__Set problem__. Keep only the lines of the data below that contain "with", and copy them.

__Provided records__.
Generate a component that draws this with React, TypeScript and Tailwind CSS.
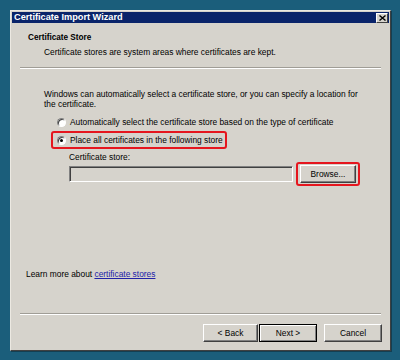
import React from "react";

const font = { fontFamily: '"Liberation Sans", Arial, sans-serif' };

function Radio({ checked }: { checked?: boolean }) {
  return (
    <span className="relative flex h-[9px] w-[9px] shrink-0 items-center justify-center rounded-full border border-t-[#808080] border-l-[#808080] border-r-white border-b-white bg-white shadow-[inset_1px_1px_0_#404040]">
      {checked && <span className="h-[3px] w-[3px] rounded-full bg-black" />}
    </span>
  );
}

function Button({ label, width, primary }: { label: string; width: string; primary?: boolean }) {
  return (
    <div
      className={`${width} flex h-[18px] items-center justify-center bg-[#d6d3cc] text-[8.4px] text-black ${
        primary
          ? "border border-black shadow-[inset_1px_1px_0_#ffffff,inset_-1px_-1px_0_#808080]"
          : "border border-t-white border-l-white border-r-[#404040] border-b-[#404040] shadow-[inset_-1px_-1px_0_#808080]"
      }`}
    >
      {label}
    </div>
  );
}

export default function App() {
  return (
    <div className="h-[360px] w-[400px] bg-[#1b5e7b] pl-[10px] pt-[10px]" style={font}>
      <div className="flex h-[341px] w-[381px] flex-col border border-t-[#ece9e2] border-l-[#ece9e2] border-r-[#404040] border-b-[#404040] bg-[#d6d3cc] shadow-[1px_1px_0_#143f52]">
        {/* title bar */}
        <div className="mx-[1px] mt-[1px] flex h-[11px] items-center justify-between bg-[#0a246a] pl-[2px] pr-[1px]">
          <span className="text-[9.2px] font-bold leading-none text-white">Certificate Import Wizard</span>
          <span className="flex h-[10px] w-[12px] items-center justify-center border border-t-white border-l-white border-r-[#404040] border-b-[#404040] bg-[#d6d3cc]">
            <svg width="7" height="6" viewBox="0 0 7 6">
              <path d="M0.5 0.5 L6.5 5.5 M6.5 0.5 L0.5 5.5" stroke="#000" strokeWidth="1.4" />
            </svg>
          </span>
        </div>

        {/* header */}
        <div className="mt-[10px] flex h-[10px] items-center pl-[17px] text-[8.2px] font-bold text-black">
          Certificate Store
        </div>
        <div className="mt-[4px] flex h-[10px] items-center pl-[33px] text-[8.4px] text-black">
          Certificate stores are system areas where certificates are kept.
        </div>
        <div className="ml-[9px] mr-[9px] mt-[10px] h-[2px] border-t border-t-[#a09d96] border-b border-b-white" />

        {/* body */}
        <div className="mt-[20px] pl-[33px] text-[8.4px] leading-[10px] text-black">
          Windows can automatically select a certificate store, or you can specify a location for
          <br />
          the certificate.
        </div>

        <div className="mt-[8px] flex h-[10px] items-center gap-[4px] pl-[46px] text-[8.4px] text-black">
          <Radio />
          <span>Automatically select the certificate store based on the type of certificate</span>
        </div>

        <div className="ml-[40px] mt-[4px] flex h-[18px] w-[176px] items-center gap-[4px] rounded-[3px] border-2 border-[#e5161e] pl-[4px] text-[8.4px] text-black">
          <Radio checked />
          <span>Place all certificates in the following store</span>
        </div>

        <div className="mt-[3px] flex h-[10px] items-center pl-[58px] text-[8.4px] text-black">
          Certificate store:
        </div>

        <div className="flex h-[24px] items-center pl-[58px]">
          <div className="h-[16px] w-[224px] border border-t-[#808080] border-l-[#808080] border-r-white border-b-white bg-[#d6d3cc] shadow-[inset_1px_1px_0_#404040]" />
          <div className="ml-[3px] flex h-[24px] w-[64px] items-center justify-center rounded-[3px] border-2 border-[#e5161e]">
            <Button label="Browse..." width="w-[56px]" />
          </div>
        </div>

        <div className="mt-[83px] flex h-[10px] items-center pl-[15px] text-[8.4px] text-black">
          <span>Learn more about&nbsp;</span>
          <span className="text-[#2222a8] underline">certificate stores</span>
        </div>

        <div className="ml-[9px] mr-[9px] mt-[34px] h-[2px] border-t border-t-[#a09d96] border-b border-b-white" />

        <div className="mt-[9px] flex items-center pl-[192px]">
          <Button label="< Back" width="w-[55px]" />
          <div className="ml-[1px]">
            <Button label="Next >" width="w-[58px]" primary />
          </div>
          <div className="ml-[7px]">
            <Button label="Cancel" width="w-[58px]" />
          </div>
        </div>
      </div>
    </div>
  );
}
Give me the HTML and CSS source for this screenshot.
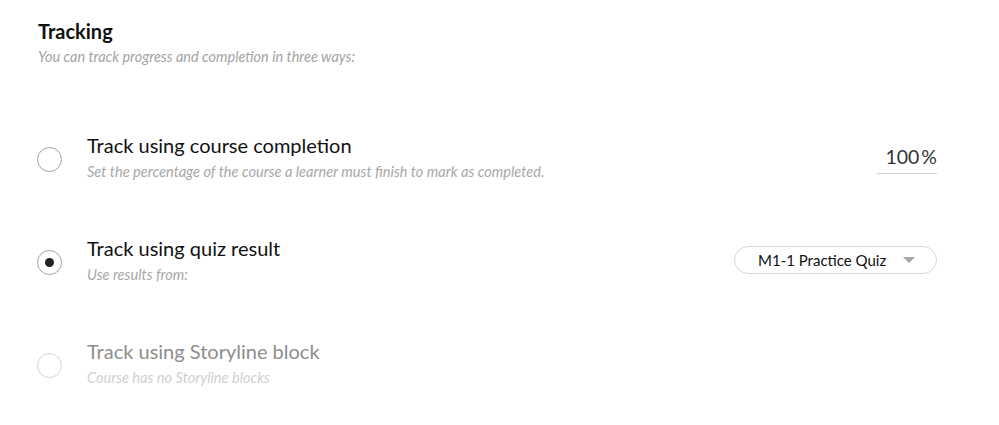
FILE: index.html
```html
<!DOCTYPE html>
<html>
<head>
<meta charset="utf-8">
<link rel="stylesheet" href="styles.css">
</head>
<body>
<section class="tracking">
  <h2 class="title">Tracking</h2>
  <p class="intro">You can track progress and completion in three ways:</p>
  <div class="options">
    <div class="option">
      <span class="radio"></span>
      <div class="text">
        <div class="label">Track using course completion</div>
        <div class="hint">Set the percentage of the course a learner must finish to mark as completed.</div>
      </div>
      <div class="percent"><span class="num">100</span><span class="pct">%</span></div>
    </div>
    <div class="option">
      <span class="radio checked"></span>
      <div class="text">
        <div class="label">Track using quiz result</div>
        <div class="hint">Use results from:</div>
      </div>
      <div class="select"><span>M1-1 Practice Quiz</span><span class="caret"></span></div>
    </div>
    <div class="option disabled">
      <span class="radio"></span>
      <div class="text">
        <div class="label">Track using Storyline block</div>
        <div class="hint">Course has no Storyline blocks</div>
      </div>
    </div>
  </div>
</section>
</body>
</html>
```
FILE: styles.css
```css
* { box-sizing: border-box; }
body {
  margin: 0;
  background: #fff;
  font-family: Lato, "Open Sans", sans-serif;
  color: #1a1a1a;
}
.tracking {
  padding: 18px 62px 0 38px;
}
.title {
  margin: 0;
  font-size: 20px;
  font-weight: 700;
  line-height: 26px;
  color: #111;
}
.intro {
  margin: 3px 0 0;
  font-size: 14.5px;
  font-style: italic;
  line-height: 20px;
  color: #a3a3a3;
}
.options {
  margin-top: 63px;
  display: flex;
  flex-direction: column;
  gap: 49px;
}
.option {
  display: flex;
  align-items: center;
  height: 54px;
}
.radio {
  width: 25px;
  height: 25px;
  border-radius: 50%;
  border: 1px solid #a3a3a3;
  flex: none;
  margin-left: -1px;
  margin-top: 4px;
  display: flex;
  align-items: center;
  justify-content: center;
}
.radio.checked::after {
  content: "";
  width: 9px;
  height: 9px;
  border-radius: 50%;
  background: #222;
}
.text {
  margin-left: 25px;
  flex: 1;
}
.label {
  font-size: 20px;
  line-height: 26px;
  color: #111;
}
.hint {
  margin-top: 4px;
  font-size: 14.6px;
  font-style: italic;
  line-height: 20px;
  color: #a8a8a8;
}
.percent {
  width: 60px;
  margin-top: 4px;
  border-bottom: 1px solid #d0d0d0;
  text-align: right;
  font-size: 19.5px;
  line-height: 26px;
  color: #333;
  padding-bottom: 3px;
}
.pct { margin-left: 2px; }
.select {
  width: 203px;
  height: 28px;
  margin-top: -1px;
  border: 1px solid #d6d6d6;
  border-radius: 14px;
  display: flex;
  align-items: center;
  padding-left: 23px;
  font-size: 15px;
  color: #111;
}
.caret {
  margin-left: 17px;
  width: 0;
  height: 0;
  border-left: 6px solid transparent;
  border-right: 6px solid transparent;
  border-top: 6px solid #a6a6a6;
}
.option.disabled .radio { border-color: #d4d4d4; }
.option.disabled .label { color: #8e8e8e; }
.option.disabled .hint { color: #d0d0d0; }
```
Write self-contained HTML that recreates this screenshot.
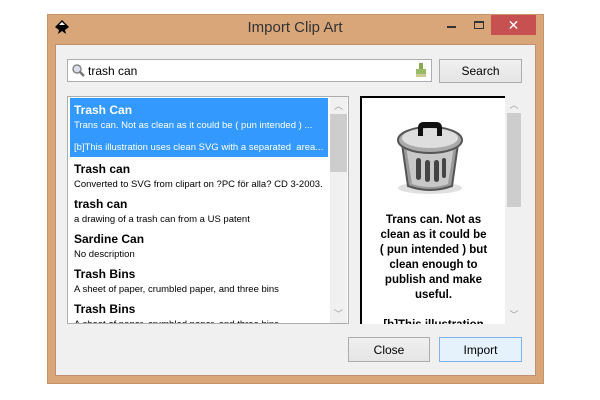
<!DOCTYPE html>
<html><head><style>
*{margin:0;padding:0;box-sizing:border-box}
body{width:600px;height:400px;background:#fff;position:relative;font-family:"Liberation Sans","DejaVu Sans",sans-serif;overflow:hidden}
.a{position:absolute}
.win{left:47px;top:14px;width:497px;height:370px;background:#d9a67a;border:1px solid #c7936a}
.client{left:55px;top:44px;width:481px;height:332px;background:#f0f0f0;border:1px solid #c09070}
.btn{background:linear-gradient(#f0f0f0,#e5e5e5);border:1px solid #acacac;font-size:12px;text-align:center;line-height:23px;color:#000}
.item{position:absolute;left:2px;width:258px;height:34px;padding-left:4px}
.item b{display:block;font-size:12px;line-height:16px;padding-top:4px}
.item span{display:block;font-size:9.5px;line-height:16px;white-space:nowrap;overflow:hidden}
.sb{background:#f0f0f0}
.arr{position:absolute;font-size:9px;color:#999;width:100%;text-align:center}
</style></head><body>
<div class="a win"></div>
<svg class="a" style="left:54px;top:19px" width="16" height="18" viewBox="0 0 16 18">
<path d="M8 1 L15 8 L11 11 L12 15 L8 12 L4 15 L5 11 L1 8 Z" fill="#000"/>
<path d="M8 3 L11 6 L5 6 Z" fill="#fff"/>
</svg>
<div class="a" style="left:0;width:590px;top:19px;text-align:center;font-size:15px;color:#333">Import Clip Art</div>
<div class="a" style="left:447px;top:26px;width:9px;height:2px;background:#333"></div>
<div class="a" style="left:474px;top:21px;width:10px;height:8px;border:1px solid #333;border-top-width:2px"></div>
<div class="a" style="left:491px;top:15px;width:45px;height:20px;background:#c75050;color:#fff;text-align:center;font-size:14px;line-height:20px;font-weight:bold">✕</div>
<div class="a client"></div>
<div class="a" style="left:67px;top:59px;width:365px;height:23px;background:#fff;border:1px solid #abadb3"></div>
<svg class="a" style="left:71px;top:63px" width="14" height="14"><circle cx="6" cy="6" r="4" fill="#dde" stroke="#888" stroke-width="1.5"/><line x1="9" y1="9" x2="13" y2="13" stroke="#777" stroke-width="2.5"/></svg>
<div class="a" style="left:88px;top:64px;font-size:12px">trash can</div>
<svg class="a" style="left:415px;top:62px" width="12" height="16"><rect x="4" y="1" width="4" height="7" fill="#8a5"/><rect x="1" y="7" width="10" height="5" fill="#9b6"/><rect x="1" y="12" width="10" height="3" fill="#cc9"/></svg>
<div class="a btn" style="left:439px;top:59px;width:83px;height:24px">Search</div>

<div class="a" style="left:67px;top:96px;width:282px;height:228px;background:#fff;border:1px solid #adadad;overflow:hidden">
 <div class="item" style="top:1px;height:59px;background:#3399ff;color:#fff"><b>Trash Can</b><span>Trans can. Not as clean as it could be ( pun intended ) ...</span><span style="margin-top:6px">[b]This illustration uses clean SVG with a separated &nbsp;area...</span></div>
 <div class="item" style="top:60px"><b>Trash can</b><span>Converted to SVG from clipart on ?PC för alla? CD 3-2003.</span></div>
 <div class="item" style="top:95px"><b>trash can</b><span>a drawing of a trash can from a US patent</span></div>
 <div class="item" style="top:130px"><b>Sardine Can</b><span>No description</span></div>
 <div class="item" style="top:165px"><b>Trash Bins</b><span>A sheet of paper, crumbled paper, and three bins</span></div>
 <div class="item" style="top:200px"><b>Trash Bins</b><span>A sheet of paper, crumbled paper, and three bins</span></div>
 <div class="a sb" style="left:262px;top:0;width:17px;height:226px"><div class="arr" style="top:2px">︿</div><div class="a" style="left:0;top:17px;width:17px;height:58px;background:#cdcdcd"></div><div class="arr" style="top:210px">﹀</div></div>
</div>

<div class="a" style="left:360px;top:96px;width:145px;height:228px;background:#fff;border-left:2px solid #000;border-top:2px solid #000;overflow:hidden">
<svg class="a" style="left:30px;top:12px" width="76" height="86" viewBox="0 0 76 86">
<ellipse cx="38" cy="78" rx="32" ry="6" fill="#ccc" opacity=".6"/>
<path d="M10 34 L16 76 Q38 84 60 76 L66 34 Z" fill="#9a9a9a" stroke="#555" stroke-width="2"/>
<path d="M14 36 L20 74 Q38 80 56 74 L62 36 Z" fill="#c8c8c8"/>
<rect x="24" y="48" width="5" height="22" rx="2.5" fill="#444"/><rect x="33" y="50" width="5" height="22" rx="2.5" fill="#444"/><rect x="42" y="50" width="5" height="22" rx="2.5" fill="#444"/><rect x="50" y="48" width="4" height="20" rx="2" fill="#444"/>
<ellipse cx="38" cy="30" rx="32" ry="13" fill="#aaa" stroke="#555" stroke-width="2"/>
<ellipse cx="38" cy="28" rx="28" ry="10" fill="#dedede"/>
<path d="M26 26 L26 18 Q26 12 32 12 L44 12 Q50 12 50 18 L50 26 L45 26 L45 18 L31 18 L31 26 Z" fill="#111"/>
</svg>
<div class="a" style="left:0;top:115px;width:143px;text-align:center;font-size:11.5px;font-weight:bold;line-height:15px;white-space:nowrap">Trans can. Not as<br>clean as it could be<br>( pun intended ) but<br>clean enough to<br>publish and make<br>useful.<br><br>[b]This illustration</div>
</div>
<div class="a sb" style="left:506px;top:96px;width:16px;height:228px"><div class="arr" style="top:2px">︿</div><div class="a" style="left:1px;top:17px;width:14px;height:94px;background:#cdcdcd"></div><div class="arr" style="top:212px">﹀</div></div>

<div class="a btn" style="left:348px;top:337px;width:82px;height:25px;line-height:24px">Close</div>
<div class="a btn" style="left:439px;top:337px;width:83px;height:25px;line-height:24px;background:#e5f1fb;border-color:#7eb4ea">Import</div>
</body></html>
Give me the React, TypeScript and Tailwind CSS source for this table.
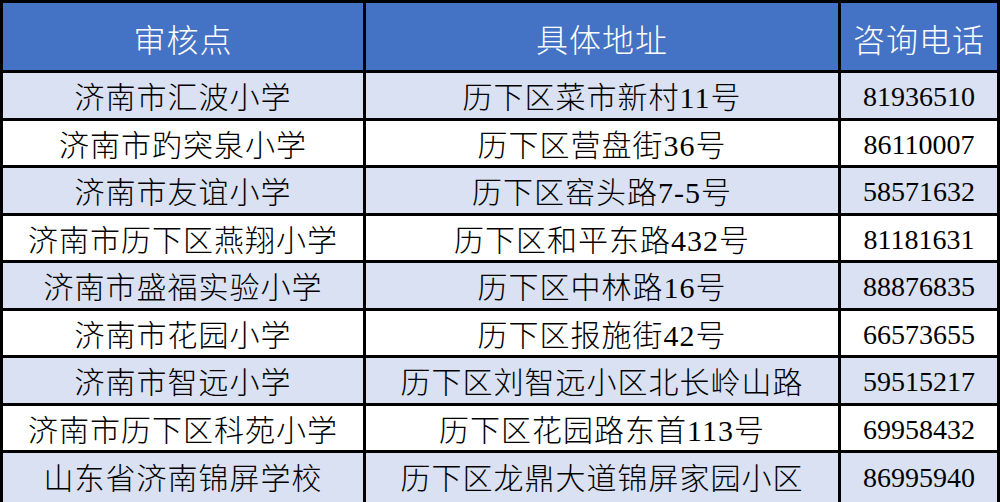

__Exercise response__.
Generate a component that draws this with React, TypeScript and Tailwind CSS.
 <div class="item" style="top:1px;height:59px;background:#3399ff;color:#fff"><b>Trash Can</b><span>Trans can. Not as clean as it could be ( pun intended ) ...</span><span style="margin-top:6px">[b]This illustration uses clean SVG with a separated &nbsp;area...</span></div>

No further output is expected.